Work to do:
In the records that follow, the lines from the one containing "Recreate this image" to the one containing "import React from", inclusive, are to be given again exactly.

Records to process:
--- begin ---

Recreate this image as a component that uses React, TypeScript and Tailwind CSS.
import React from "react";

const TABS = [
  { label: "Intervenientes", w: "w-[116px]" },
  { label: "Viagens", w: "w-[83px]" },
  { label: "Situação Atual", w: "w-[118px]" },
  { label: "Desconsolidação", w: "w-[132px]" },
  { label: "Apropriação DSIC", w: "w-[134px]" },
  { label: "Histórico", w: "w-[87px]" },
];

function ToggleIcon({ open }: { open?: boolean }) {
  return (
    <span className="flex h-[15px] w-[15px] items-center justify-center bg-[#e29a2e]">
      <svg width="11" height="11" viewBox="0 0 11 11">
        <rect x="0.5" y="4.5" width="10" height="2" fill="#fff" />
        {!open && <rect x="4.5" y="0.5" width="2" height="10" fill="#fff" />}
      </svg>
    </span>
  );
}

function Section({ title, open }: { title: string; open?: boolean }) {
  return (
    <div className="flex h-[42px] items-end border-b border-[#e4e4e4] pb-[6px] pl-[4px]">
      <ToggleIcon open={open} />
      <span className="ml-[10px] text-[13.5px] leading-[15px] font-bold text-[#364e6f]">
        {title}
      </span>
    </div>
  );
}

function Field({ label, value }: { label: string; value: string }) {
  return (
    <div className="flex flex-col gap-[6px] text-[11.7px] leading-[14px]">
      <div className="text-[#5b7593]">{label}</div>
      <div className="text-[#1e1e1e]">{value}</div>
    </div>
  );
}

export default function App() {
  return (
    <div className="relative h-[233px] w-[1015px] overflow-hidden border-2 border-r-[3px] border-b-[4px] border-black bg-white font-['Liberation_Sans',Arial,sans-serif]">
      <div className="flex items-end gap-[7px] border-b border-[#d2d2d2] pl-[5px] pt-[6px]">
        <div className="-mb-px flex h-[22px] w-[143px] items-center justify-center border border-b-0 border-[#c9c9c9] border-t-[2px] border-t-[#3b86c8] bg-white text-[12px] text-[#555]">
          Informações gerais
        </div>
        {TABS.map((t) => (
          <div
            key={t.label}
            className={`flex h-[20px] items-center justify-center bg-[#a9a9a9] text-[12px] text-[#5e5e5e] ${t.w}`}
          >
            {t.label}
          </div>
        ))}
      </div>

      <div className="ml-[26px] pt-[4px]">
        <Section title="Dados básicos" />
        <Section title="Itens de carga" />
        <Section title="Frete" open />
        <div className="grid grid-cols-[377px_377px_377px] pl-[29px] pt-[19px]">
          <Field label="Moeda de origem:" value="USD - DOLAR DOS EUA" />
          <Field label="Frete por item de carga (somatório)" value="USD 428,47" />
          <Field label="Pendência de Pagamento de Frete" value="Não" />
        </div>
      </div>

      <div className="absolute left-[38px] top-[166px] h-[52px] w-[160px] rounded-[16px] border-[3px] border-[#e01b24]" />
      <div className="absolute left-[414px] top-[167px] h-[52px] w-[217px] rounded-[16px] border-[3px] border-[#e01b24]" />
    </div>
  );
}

--- end ---
--- begin ---

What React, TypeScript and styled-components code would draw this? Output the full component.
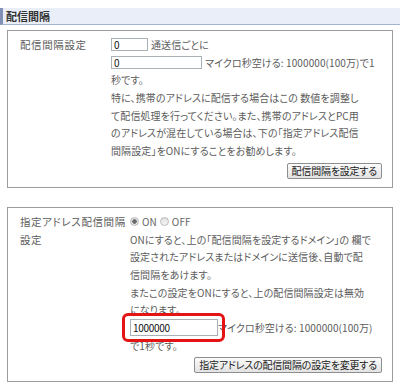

--- end ---

Written response:
Recreate this image as a component that uses React, TypeScript and Tailwind CSS.
import React from "react";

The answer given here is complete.